14. It’s All Their Fault
“I just can’t get ahead because of…the government…my parents’ bad example…bad luck…the crooked bank…”

Why It’s Bogus: Most people, myself included, are pre-programmed to shift blame and resist taking responsibility. But the truth is only you are responsible for your financial situation. The bank didn’t trick you when they jacked up your credit card rate. It’s not the mortgage company’s fault that you signed up for a mortgage you couldn’t really afford. Stop playing the blame game. We’ve ALL made dumb financial moves. But taking responsibility for your actions and learning from your mistakes is incredibly liberating! And when you do, you’re able to take the steps toward a solution. You can’t change the past, but you can take responsibility for creating the future you want!


15. If I just try harder, I can save more, keep a budget and pay off my debt.
“I just need to set my mind to it and exert my will-power.”

Why It’s Bogus: Let me have a Dr. Phil moment here and ask, “How’s that workin’ for ya?” Will power is great for launching off, but it’s almost never sustainable! If it was, we’d all be skinny and we’d all be rich. Just saying you want to do something and “trying harder” is a great plan for failure. Financial success does require some will-power and it does require you to try harder. But more importantly, it requires you to make some tough decisions, set some specific (written) goals, to develop a systematic plan, to seek accountability and to surround yourself with people who are moving in the direction you want to go. Learning to manage your money and getting out of debt is hard work. But if you have a solid plan, accountability and support, you can absolutely do it!


16. But Clint…you just don’t understand myyyyy situation…
(note the *whiny* emphasis on the “my”)
“You just don’t understand, I can’t….I don’t….”

Why It’s Bogus: In the words of Tyler Durden, “You are not a beautiful and unique snowflake” (us guys will recognize this from Fight Club). I’m not trying to be insulting in anyway. But I want to acknowledge that we are ALL in the same boat….and your situation…it’s probably not that unique. And you definitely shouldn’t let it hold you back! There are a million reasons NOT to start a budget…NOT to begin paying off debt…NOT to save an emergency fund…NOT to start planning for retirement… But you work too hard and make too much money to live your life broke and in debt! You, your family and your future are too important to make excuses. So unless your family is vastly wealthy, it’s time to start taking control of your finances…today…right now…get to it!

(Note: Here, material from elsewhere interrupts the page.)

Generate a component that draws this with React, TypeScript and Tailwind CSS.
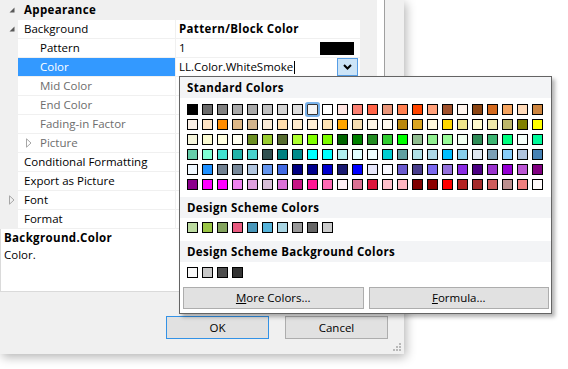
import type { ReactNode } from "react";

const standardColors = [
  ["#000000", "#696969", "#808080", "#a9a9a9", "#a9a9a9", "#c0c0c0", "#d3d3d3", "#dcdcdc", "#f5f5f5", "#ffffff", "#ffe4e1", "#fa8072", "#ff6347", "#e9967a", "#ff7f50", "#ff4500", "#ffa07a", "#a0522d", "#fff5ee", "#8b4513", "#d2691e", "#f4a460", "#ffdab9", "#cd853f"],
  ["#faf0e6", "#ffe4c4", "#ff8c00", "#deb887", "#d2b48c", "#faebd7", "#ffdead", "#ffebcd", "#ffefd5", "#ffe4b5", "#ffa500", "#f5deb3", "#fdf5e6", "#fffaf0", "#b8860b", "#daa520", "#fff8dc", "#ffd700", "#f0e68c", "#fffacd", "#eee8aa", "#bdb76b", "#808000", "#ffff00"],
  ["#f5f5dc", "#fafad2", "#ffffe0", "#fffff0", "#6b8e23", "#9acd32", "#556b2f", "#adff2f", "#7fff00", "#7cfc00", "#006400", "#008000", "#228b22", "#32cd32", "#00ff00", "#8fbc8f", "#90ee90", "#98fb98", "#f0fff0", "#2e8b57", "#3cb371", "#00ff7f", "#f5fffa", "#00fa9a"],
  ["#66cdaa", "#7fffd4", "#40e0d0", "#20b2aa", "#48d1cc", "#2f4f4f", "#008080", "#008b8b", "#00ffff", "#00ffff", "#afeeee", "#e0ffff", "#f0ffff", "#00ced1", "#5f9ea0", "#b0e0e6", "#add8e6", "#00bfff", "#87ceeb", "#dfe7ef", "#7b9fb5", "#87cefa", "#b0c4de", "#4682b4"],
  ["#f0f8ff", "#1e90ff", "#708090", "#778899", "#b0c4de", "#6495ed", "#4169e1", "#000080", "#00008b", "#0000cd", "#191970", "#0000ff", "#e6e6fa", "#f8f8ff", "#6a5acd", "#483d8b", "#7b68ee", "#9370db", "#8a2be2", "#4b0082", "#9932cc", "#9400d3", "#ba55d3", "#800080"],
  ["#8b008b", "#ff00ff", "#ff00ff", "#ee82ee", "#dda0dd", "#d8bfd8", "#da70d6", "#c71585", "#ff1493", "#ff69b4", "#fff0f5", "#db7093", "#dc143c", "#ffc0cb", "#ffb6c1", "#800000", "#8b0000", "#ff0000", "#b22222", "#a52a2a", "#cd5c5c", "#bc8f8f", "#f08080", "#fffafa"],
];

const schemeColors = ["#bcdba0", "#9ac545", "#83a35d", "#e85a7f", "#4896b9", "#56b3da", "#a9d5e3", "#999999", "#666666", "#cccccc"];
const schemeBackgrounds = ["#f8f8f8", "#c8c8c8", "#4d4d4d", "#333333"];

const bold = "font-bold tracking-[0.35px]";

function OpenArrow() {
  return (
    <svg width="6" height="6" viewBox="0 0 6 6" aria-hidden="true">
      <polygon points="5.5,0.5 5.5,5.5 0.5,5.5" fill="#595959" />
    </svg>
  );
}

function ClosedArrow() {
  return (
    <svg width="6" height="10" viewBox="0 0 6 10" aria-hidden="true">
      <path d="M0.5 0.8 L5 5 L0.5 9.2 Z" fill="none" stroke="#a6a6a6" strokeWidth="1" />
    </svg>
  );
}

type Row = {
  label: string;
  level: 0 | 1;
  expander?: "open" | "closed";
  muted?: boolean;
  selected?: boolean;
  value?: ReactNode;
};

const rows: Row[] = [
  { label: "Background", level: 0, expander: "open", value: <span className={bold}>Pattern/Block Color</span> },
  {
    label: "Pattern",
    level: 1,
    value: (
      <div className="flex w-full items-center justify-between pr-[6px]">
        <span>1</span>
        <span className="h-[13px] w-[34px] bg-black" />
      </div>
    ),
  },
  {
    label: "Color",
    level: 1,
    selected: true,
    value: (
      <div className="flex h-full w-full items-center justify-between pr-[2px]">
        <span className="flex items-center">
          LL.Color.WhiteSmoke
          <span className="ml-px h-[13px] w-px bg-black" />
        </span>
        <span className="flex h-[18px] w-[21px] items-center justify-center border border-[#569de5] bg-[#cce4f7]">
          <svg width="9" height="6" viewBox="0 0 9 6" aria-hidden="true">
            <path d="M1 1 L4.5 4.5 L8 1" fill="none" stroke="#000" strokeWidth="2" />
          </svg>
        </span>
      </div>
    ),
  },
  { label: "Mid Color", level: 1, muted: true },
  { label: "End Color", level: 1, muted: true },
  { label: "Fading-in Factor", level: 1, muted: true },
  { label: "Picture", level: 1, muted: true, expander: "closed" },
  { label: "Conditional Formatting", level: 0 },
  { label: "Export as Picture", level: 0 },
  { label: "Font", level: 0, expander: "closed" },
  { label: "Format", level: 0 },
];

function GridRow({ row }: { row: Row }) {
  const nameClass = row.selected
    ? "bg-[#3399ff] text-white"
    : row.muted
      ? "bg-white text-[#6d6d6d]"
      : "bg-white text-black";
  return (
    <div className="flex h-[19px] border-b border-[#f0f0f0]">
      <div className="flex w-[18px] items-center bg-[#f0f0f0] pl-[9px]">
        {row.level === 0 && row.expander === "open" && <OpenArrow />}
        {row.level === 0 && row.expander === "closed" && <ClosedArrow />}
      </div>
      <div className={`flex w-[158px] items-center border-r border-[#f0f0f0] ${nameClass} ${row.level === 0 ? "pl-[6px]" : row.expander ? "pl-[8px]" : "pl-[22px]"}`}>
        {row.level === 1 && row.expander === "closed" && (
          <span className="flex w-[14px] items-center">
            <ClosedArrow />
          </span>
        )}
        {row.label}
      </div>
      <div className="flex flex-1 items-center bg-white pl-[3px]">{row.value}</div>
    </div>
  );
}

function Swatch({ color, selected }: { color: string; selected?: boolean }) {
  return (
    <div
      className={
        selected
          ? "h-[11px] w-[11px] rounded-[1px] border border-[#333] shadow-[0_0_0_2px_#7ab3ec]"
          : "h-[11px] w-[11px] border border-black"
      }
      style={{ backgroundColor: color }}
    />
  );
}

function Band({ children }: { children: ReactNode }) {
  return <div className={`flex h-[21px] items-center bg-[#f3f4f6] pl-[7px] ${bold}`}>{children}</div>;
}

function ColorPopup() {
  return (
    <div className="absolute left-[179px] top-[76px] flex h-[238px] w-[373px] flex-col border border-[#646464] bg-white shadow-[3px_3px_4px_rgba(0,0,0,0.3)]">
      <Band>Standard Colors</Band>
      <div className="mt-[6px] grid grid-cols-[repeat(24,11px)] gap-[4px] pl-[7px]">
        {standardColors.flatMap((line, r) =>
          line.map((c, i) => <Swatch key={`${r}-${i}`} color={c} selected={r === 0 && i === 8} />),
        )}
      </div>
      <div className="mt-[7px]">
        <Band>Design Scheme Colors</Band>
      </div>
      <div className="mt-[4px] flex gap-[4px] pl-[7px]">
        {schemeColors.map((c, i) => (
          <Swatch key={i} color={c} />
        ))}
      </div>
      <div className="mt-[8px]">
        <Band>Design Scheme Background Colors</Band>
      </div>
      <div className="mt-[5px] flex gap-[4px] pl-[7px]">
        {schemeBackgrounds.map((c, i) => (
          <Swatch key={i} color={c} />
        ))}
      </div>
      <div className="mt-[9px] flex gap-[5px] pl-[3px] pr-[2px]">
        <button type="button" className="flex h-[22px] flex-1 items-center justify-center border border-[#adadad] bg-[#e1e1e1]">
          <span>
            <span className="underline">M</span>ore Colors...
          </span>
        </button>
        <button type="button" className="flex h-[22px] flex-1 items-center justify-center border border-[#adadad] bg-[#e1e1e1]">
          <span>
            <span className="underline">F</span>ormula...
          </span>
        </button>
      </div>
    </div>
  );
}

export default function App() {
  return (
    <div className="relative h-[369px] w-[568px] overflow-hidden bg-white font-['Open_Sans','Liberation_Sans',sans-serif] text-[11.5px] text-black">
      <div className="absolute left-0 top-0 flex h-[354px] w-[404px] flex-col bg-[#f0f0f0] shadow-[2px_3px_10px_rgba(0,0,0,0.3)]">
        <div className="flex h-[292px]">
          <div className="flex w-[360px] flex-col">
            <div className="flex h-[20px] items-center bg-[#f0f0f0]">
              <span className="w-[24px] pl-[9px]">
                <OpenArrow />
              </span>
              <span className={bold}>Appearance</span>
            </div>
            {rows.map((r) => (
              <GridRow key={r.label} row={r} />
            ))}
            <div className="flex-1 border-b border-l border-[#dadada] bg-white px-[3px] leading-[17px]">
              <div className={bold}>Background.Color</div>
              <div>Color.</div>
            </div>
          </div>
          <div className="w-[17px]" />
          <div className="w-[7px] bg-white" />
          <div className="w-px bg-[#a0a0a0]" />
        </div>
        <div className="flex justify-end gap-[16px] pr-[16px] pt-[24px]">
          <button type="button" className="h-[23px] w-[103px] border border-[#3392e6] bg-[#e1e1e1]">
            OK
          </button>
          <button type="button" className="h-[23px] w-[103px] border border-[#adadad] bg-[#e1e1e1]">
            Cancel
          </button>
        </div>
        <svg className="absolute bottom-[3px] right-[3px]" width="8" height="8" viewBox="0 0 8 8" aria-hidden="true">
          <g fill="#b8b8b8">
            <rect x="6" y="0" width="2" height="2" />
            <rect x="3" y="3" width="2" height="2" />
            <rect x="6" y="3" width="2" height="2" />
            <rect x="0" y="6" width="2" height="2" />
            <rect x="3" y="6" width="2" height="2" />
            <rect x="6" y="6" width="2" height="2" />
          </g>
        </svg>
      </div>
      <ColorPopup />
    </div>
  );
}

If any of these money lies have been preventing you from living the life you want, I want you to know there’s no better time than now to change course and start achieving financial freedom and peace!

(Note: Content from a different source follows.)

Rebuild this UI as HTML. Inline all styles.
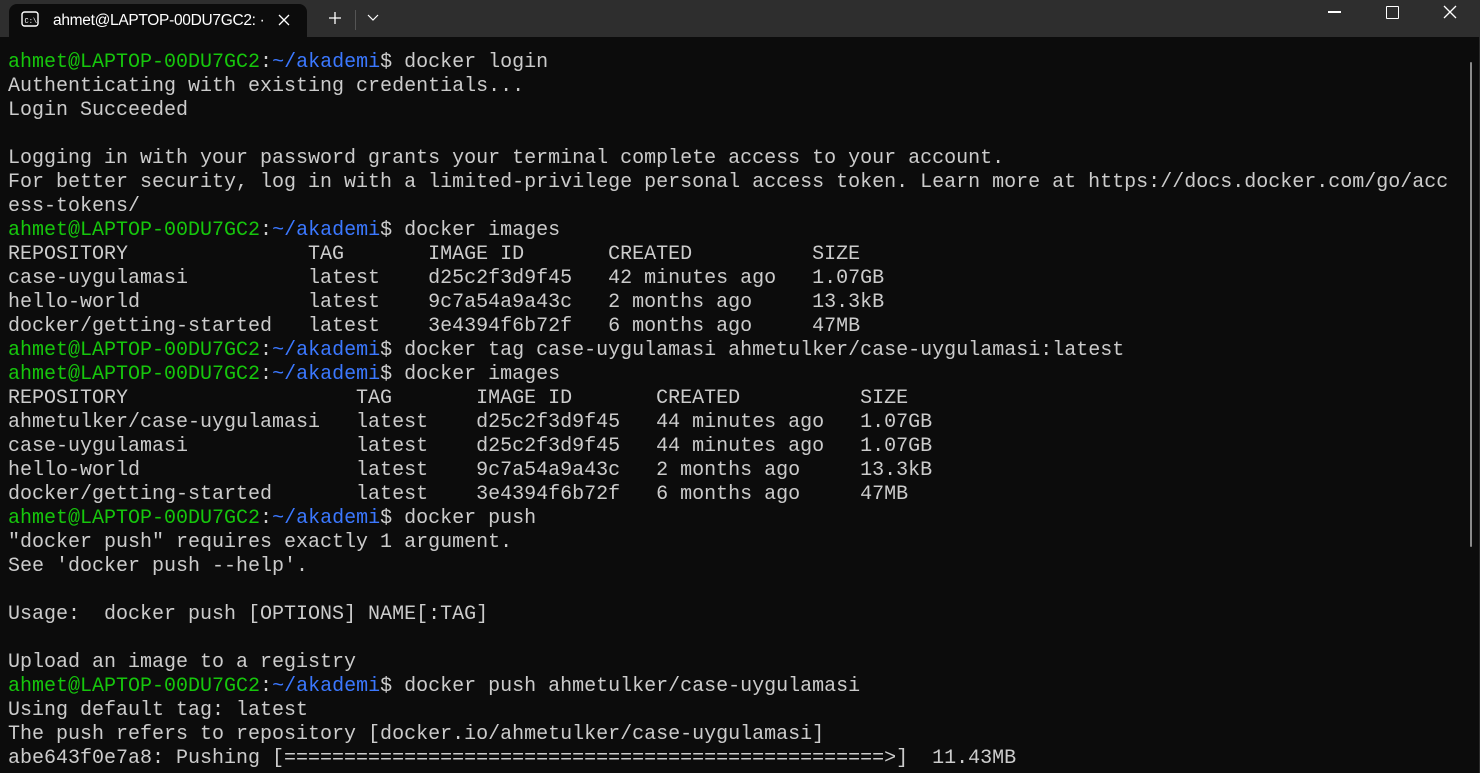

This is your money and your life…take control!


Yours In Freedom,

Clint



***Join the conversation…what will you do immediately to begin taking control of your money and life?



Debt Free

3 Responses to “16 Lies We Believe About Money - Part 3”

  1. Miz Pat Says:

    ROTH Ira's don't have the same tax advantage as a 401K. I save about $90 every two weeks in taxes. The advantage to the Roth is hopefully that its not as risky and you have already paid taxes on it so you don't pay taxes on that money when you retire.

  2. clintdavis Says:

    You are right Miz Pat. The tax advantages are not the SAME. However, both retirement plans have significant tax advantages. Roth-IRA's provide better tax advantages due to the tax-free growth and a wider range of investment options, generally speaking.

    If you have a company match program for your 401K, it's wise to take advantage of that free money. If you are ineligible for a ROTH-IRA due to income limits, a 401K is also a great option.

    However, in the absence of a company match for your 401K, the ROTH-IRA is generally a much more attractive retirement option.

    i try to keep my posts to no more than 1,100 words and that often means that I cannot fully explain every idea or concept. So this article is obviously not an in-depth explanation of the two retirement vehicles. The main point of the article is to encourage individuals to do their research and make informed decisions about how they handle their money, as opposed to just "buying" the generalized conventional "wisdom" floating around. But thank you for bringing up in more detail some of the differences between the two.

    Thanks for your comment.

  3. Jerry Says:

    That misquote about the root of evil always drives me crazy, as well! Some of the most wonderful, good, and faithful people I have ever met have been people of significant financial means (and, alternatively, also some of the very poor). It is the LOVE of money that is dangerous. If you view money as a tool for doing good, then it leads to a better world and you have some pretty decent insurance of happiness. If you view money as the end-all-be-all, you are probably in for a lonely and miserable life (with lots of fancy toys). Great post, indeed!